* Instructions to follow
Write out all lines holding the word "React".

* Data excerpts
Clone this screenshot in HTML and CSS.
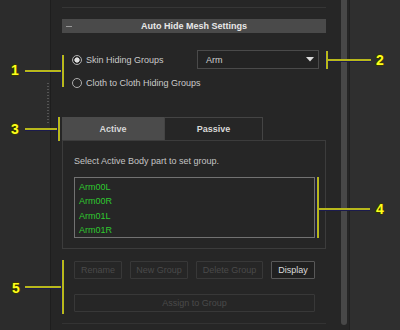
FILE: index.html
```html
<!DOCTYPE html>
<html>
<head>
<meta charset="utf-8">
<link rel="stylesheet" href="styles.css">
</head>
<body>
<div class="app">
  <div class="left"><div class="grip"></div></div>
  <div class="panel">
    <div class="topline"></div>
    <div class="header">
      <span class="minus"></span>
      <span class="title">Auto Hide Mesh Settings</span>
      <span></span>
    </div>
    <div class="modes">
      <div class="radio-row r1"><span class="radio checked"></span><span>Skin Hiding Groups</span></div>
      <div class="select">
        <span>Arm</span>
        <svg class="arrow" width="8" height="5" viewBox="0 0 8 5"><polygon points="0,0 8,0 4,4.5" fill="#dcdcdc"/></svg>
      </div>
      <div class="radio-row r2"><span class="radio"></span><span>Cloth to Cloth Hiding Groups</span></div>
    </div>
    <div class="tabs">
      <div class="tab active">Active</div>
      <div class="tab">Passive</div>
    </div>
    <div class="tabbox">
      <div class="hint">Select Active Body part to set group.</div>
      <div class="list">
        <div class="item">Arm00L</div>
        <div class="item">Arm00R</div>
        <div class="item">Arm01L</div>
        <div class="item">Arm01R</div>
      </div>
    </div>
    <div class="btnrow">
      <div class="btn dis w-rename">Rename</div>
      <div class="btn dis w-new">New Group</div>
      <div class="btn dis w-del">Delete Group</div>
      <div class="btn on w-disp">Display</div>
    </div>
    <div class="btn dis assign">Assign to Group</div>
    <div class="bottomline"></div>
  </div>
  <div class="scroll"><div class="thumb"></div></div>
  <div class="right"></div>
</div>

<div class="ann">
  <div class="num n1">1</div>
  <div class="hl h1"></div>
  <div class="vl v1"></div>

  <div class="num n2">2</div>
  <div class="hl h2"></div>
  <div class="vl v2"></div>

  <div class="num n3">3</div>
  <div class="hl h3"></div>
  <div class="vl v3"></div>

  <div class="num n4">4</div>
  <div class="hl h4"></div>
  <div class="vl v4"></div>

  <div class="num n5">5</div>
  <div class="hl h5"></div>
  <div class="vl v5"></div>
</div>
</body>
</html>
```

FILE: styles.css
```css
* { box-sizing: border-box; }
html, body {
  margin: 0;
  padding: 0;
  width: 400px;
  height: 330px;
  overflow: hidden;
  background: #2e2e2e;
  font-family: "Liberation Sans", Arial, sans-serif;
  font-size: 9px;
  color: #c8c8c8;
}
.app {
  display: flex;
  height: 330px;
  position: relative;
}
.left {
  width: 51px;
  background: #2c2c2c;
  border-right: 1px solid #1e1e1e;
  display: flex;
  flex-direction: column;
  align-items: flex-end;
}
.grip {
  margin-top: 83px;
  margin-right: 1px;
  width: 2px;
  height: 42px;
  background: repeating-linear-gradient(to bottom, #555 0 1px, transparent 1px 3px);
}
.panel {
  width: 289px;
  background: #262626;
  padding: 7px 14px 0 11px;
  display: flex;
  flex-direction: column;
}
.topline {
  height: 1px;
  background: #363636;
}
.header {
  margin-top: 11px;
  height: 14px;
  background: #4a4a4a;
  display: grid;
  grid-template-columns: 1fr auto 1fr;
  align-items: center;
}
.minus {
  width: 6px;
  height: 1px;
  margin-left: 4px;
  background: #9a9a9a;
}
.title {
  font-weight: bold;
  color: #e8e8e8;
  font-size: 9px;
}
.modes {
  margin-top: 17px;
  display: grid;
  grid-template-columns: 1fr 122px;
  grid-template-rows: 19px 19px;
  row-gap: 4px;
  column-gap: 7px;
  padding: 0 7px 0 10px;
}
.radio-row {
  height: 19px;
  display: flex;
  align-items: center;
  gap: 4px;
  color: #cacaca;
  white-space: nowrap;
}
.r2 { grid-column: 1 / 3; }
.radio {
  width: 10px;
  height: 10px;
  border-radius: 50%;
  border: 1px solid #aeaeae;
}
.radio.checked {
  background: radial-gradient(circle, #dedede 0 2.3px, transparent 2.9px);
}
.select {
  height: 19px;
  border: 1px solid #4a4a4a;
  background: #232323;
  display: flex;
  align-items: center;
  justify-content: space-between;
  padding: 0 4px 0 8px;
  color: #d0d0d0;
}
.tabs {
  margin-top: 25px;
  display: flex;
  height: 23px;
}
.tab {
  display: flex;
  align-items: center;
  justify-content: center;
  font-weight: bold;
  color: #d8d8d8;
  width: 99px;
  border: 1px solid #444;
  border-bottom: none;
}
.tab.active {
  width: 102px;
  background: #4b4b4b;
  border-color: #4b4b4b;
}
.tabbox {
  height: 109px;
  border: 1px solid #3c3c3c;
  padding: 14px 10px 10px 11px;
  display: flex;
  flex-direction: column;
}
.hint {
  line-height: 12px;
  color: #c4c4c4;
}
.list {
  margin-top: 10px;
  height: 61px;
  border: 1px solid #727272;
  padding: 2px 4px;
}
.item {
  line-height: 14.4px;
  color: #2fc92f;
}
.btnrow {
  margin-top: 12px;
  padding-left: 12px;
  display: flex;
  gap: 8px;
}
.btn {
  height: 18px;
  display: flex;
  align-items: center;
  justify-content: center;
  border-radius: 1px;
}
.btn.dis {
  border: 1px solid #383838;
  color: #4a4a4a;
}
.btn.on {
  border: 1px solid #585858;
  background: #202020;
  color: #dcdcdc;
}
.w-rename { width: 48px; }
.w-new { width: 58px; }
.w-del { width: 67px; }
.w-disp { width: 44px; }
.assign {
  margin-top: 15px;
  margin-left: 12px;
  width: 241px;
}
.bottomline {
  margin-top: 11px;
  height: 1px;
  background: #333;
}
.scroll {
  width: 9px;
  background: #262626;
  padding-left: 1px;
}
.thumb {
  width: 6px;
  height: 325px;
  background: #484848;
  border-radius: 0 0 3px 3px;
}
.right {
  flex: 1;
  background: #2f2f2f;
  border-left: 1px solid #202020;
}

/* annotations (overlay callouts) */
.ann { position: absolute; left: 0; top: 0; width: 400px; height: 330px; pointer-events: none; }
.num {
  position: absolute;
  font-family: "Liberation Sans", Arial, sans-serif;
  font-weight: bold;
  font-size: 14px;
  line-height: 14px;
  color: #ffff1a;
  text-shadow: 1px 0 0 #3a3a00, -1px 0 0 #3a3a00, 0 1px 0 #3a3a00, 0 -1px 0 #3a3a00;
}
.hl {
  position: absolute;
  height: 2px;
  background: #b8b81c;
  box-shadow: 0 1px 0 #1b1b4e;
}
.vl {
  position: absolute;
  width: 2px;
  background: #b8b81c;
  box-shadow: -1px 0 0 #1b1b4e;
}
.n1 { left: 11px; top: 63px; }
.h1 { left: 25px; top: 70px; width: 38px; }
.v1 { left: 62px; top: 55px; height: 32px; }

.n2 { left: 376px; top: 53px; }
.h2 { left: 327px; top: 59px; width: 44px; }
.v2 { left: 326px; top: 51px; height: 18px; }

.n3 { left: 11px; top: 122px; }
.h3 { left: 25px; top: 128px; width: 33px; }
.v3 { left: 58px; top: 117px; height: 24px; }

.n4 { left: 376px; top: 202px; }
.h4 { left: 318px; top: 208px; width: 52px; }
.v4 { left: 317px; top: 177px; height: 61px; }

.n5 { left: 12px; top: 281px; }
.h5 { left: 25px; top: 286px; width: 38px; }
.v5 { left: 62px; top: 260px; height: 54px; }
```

...

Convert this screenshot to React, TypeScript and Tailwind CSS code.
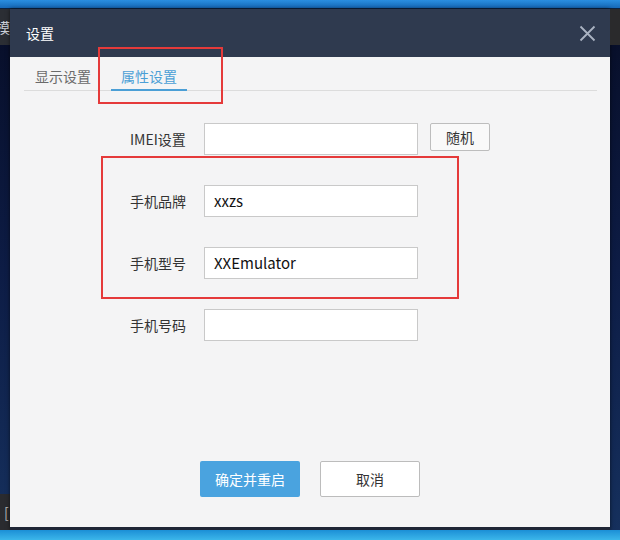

...

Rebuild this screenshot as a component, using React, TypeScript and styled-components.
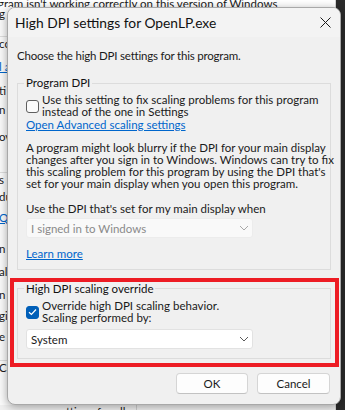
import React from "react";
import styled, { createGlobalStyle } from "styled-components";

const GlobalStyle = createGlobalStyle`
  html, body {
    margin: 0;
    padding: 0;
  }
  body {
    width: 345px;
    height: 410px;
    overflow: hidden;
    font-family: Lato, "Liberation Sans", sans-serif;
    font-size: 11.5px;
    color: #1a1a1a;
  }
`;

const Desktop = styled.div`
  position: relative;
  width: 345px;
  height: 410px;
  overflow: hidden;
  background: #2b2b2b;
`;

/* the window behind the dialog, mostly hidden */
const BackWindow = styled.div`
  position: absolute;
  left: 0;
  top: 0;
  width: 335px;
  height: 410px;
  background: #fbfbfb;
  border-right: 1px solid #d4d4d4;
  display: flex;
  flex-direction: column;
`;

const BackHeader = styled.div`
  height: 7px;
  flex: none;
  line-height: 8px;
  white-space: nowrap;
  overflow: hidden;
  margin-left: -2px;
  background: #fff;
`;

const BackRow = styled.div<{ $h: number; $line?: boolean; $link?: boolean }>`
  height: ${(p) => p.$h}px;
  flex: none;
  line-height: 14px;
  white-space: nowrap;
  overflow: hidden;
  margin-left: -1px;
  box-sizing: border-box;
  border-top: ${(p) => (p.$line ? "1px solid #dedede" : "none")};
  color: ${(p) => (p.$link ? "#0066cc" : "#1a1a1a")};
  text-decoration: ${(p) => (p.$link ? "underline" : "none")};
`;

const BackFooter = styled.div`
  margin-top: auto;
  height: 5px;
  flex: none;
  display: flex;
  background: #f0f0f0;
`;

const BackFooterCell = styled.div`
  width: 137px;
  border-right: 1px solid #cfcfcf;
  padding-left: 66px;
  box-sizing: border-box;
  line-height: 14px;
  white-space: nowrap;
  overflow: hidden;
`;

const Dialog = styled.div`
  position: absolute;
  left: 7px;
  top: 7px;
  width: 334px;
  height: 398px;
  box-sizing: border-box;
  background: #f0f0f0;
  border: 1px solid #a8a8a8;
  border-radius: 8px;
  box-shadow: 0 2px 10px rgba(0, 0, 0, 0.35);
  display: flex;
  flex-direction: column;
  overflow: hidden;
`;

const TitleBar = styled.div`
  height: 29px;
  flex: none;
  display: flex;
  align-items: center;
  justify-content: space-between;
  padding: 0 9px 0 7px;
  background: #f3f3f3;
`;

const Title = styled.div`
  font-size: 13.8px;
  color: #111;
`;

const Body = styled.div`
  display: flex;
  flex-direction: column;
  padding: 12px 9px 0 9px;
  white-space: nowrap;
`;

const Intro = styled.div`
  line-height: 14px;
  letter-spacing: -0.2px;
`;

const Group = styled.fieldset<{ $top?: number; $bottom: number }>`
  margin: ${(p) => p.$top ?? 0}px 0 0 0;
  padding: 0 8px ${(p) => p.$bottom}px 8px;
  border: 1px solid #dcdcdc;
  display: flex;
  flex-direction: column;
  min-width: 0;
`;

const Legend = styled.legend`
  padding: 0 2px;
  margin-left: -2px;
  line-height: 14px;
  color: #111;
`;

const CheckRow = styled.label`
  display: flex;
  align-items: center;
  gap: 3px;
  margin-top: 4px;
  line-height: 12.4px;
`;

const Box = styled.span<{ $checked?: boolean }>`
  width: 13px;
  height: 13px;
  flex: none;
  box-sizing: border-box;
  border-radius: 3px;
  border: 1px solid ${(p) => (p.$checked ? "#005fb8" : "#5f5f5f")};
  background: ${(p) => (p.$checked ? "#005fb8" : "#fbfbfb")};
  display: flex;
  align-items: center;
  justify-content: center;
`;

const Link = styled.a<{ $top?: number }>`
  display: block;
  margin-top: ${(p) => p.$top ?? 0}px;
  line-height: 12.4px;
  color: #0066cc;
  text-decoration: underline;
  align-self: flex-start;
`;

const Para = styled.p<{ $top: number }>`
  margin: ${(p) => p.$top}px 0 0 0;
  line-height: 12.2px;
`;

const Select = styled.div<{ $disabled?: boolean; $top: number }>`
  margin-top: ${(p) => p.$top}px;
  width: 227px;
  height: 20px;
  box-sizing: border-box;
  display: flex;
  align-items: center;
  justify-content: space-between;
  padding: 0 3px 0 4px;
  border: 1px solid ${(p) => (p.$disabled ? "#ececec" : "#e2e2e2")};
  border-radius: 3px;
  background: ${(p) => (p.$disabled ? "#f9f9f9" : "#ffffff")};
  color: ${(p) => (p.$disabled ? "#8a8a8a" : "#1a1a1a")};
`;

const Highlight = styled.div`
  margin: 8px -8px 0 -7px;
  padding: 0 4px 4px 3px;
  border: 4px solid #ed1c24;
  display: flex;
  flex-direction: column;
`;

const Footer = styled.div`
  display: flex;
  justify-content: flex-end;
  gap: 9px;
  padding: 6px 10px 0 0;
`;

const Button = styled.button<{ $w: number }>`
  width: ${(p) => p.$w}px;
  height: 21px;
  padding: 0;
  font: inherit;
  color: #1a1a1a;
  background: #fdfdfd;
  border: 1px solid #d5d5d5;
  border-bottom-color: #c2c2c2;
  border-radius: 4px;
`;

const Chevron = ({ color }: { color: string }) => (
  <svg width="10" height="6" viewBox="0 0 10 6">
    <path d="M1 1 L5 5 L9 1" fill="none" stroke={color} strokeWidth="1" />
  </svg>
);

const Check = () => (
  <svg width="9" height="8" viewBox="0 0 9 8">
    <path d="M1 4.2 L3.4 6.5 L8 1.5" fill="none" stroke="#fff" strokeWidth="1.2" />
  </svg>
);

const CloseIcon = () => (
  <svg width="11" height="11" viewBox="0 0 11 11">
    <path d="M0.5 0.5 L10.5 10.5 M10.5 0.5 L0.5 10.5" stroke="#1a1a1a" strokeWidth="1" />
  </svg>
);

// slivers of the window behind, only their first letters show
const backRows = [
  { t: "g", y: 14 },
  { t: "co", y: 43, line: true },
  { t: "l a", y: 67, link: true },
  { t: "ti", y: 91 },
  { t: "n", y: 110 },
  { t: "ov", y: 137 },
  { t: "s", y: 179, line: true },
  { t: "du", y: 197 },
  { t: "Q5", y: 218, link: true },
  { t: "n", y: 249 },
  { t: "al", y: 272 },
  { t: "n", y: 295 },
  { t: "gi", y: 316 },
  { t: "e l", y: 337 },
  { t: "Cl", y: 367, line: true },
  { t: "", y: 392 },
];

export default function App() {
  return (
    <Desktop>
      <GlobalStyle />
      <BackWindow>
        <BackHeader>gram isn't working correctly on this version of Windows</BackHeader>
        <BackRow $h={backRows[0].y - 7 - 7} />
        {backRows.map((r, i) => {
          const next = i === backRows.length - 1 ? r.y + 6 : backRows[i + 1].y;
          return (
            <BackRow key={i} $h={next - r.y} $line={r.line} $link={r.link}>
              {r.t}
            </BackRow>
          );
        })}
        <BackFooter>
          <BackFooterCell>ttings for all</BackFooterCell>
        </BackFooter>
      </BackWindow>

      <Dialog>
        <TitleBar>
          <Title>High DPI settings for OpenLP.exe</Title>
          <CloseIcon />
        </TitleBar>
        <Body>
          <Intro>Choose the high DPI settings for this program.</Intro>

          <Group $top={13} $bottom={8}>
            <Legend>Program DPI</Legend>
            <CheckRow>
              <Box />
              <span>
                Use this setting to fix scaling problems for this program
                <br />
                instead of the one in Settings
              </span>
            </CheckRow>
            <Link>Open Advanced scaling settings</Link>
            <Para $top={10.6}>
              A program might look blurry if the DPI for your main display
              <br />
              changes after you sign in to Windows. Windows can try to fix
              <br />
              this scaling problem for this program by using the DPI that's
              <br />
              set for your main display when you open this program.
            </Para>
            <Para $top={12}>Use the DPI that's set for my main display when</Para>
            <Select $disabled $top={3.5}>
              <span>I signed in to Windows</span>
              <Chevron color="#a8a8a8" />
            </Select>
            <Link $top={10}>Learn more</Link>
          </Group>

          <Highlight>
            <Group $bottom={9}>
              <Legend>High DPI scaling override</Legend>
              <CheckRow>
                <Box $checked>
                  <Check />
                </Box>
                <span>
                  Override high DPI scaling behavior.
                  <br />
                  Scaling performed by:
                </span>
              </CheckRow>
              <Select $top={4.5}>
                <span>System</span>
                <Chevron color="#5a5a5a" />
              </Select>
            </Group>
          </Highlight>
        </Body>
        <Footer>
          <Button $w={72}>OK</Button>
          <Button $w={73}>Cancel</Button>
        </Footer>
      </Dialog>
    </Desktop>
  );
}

* Result of the task
Convert this screenshot to React, TypeScript and Tailwind CSS code.
Rebuild this screenshot as a component, using React, TypeScript and styled-components.
import React from "react";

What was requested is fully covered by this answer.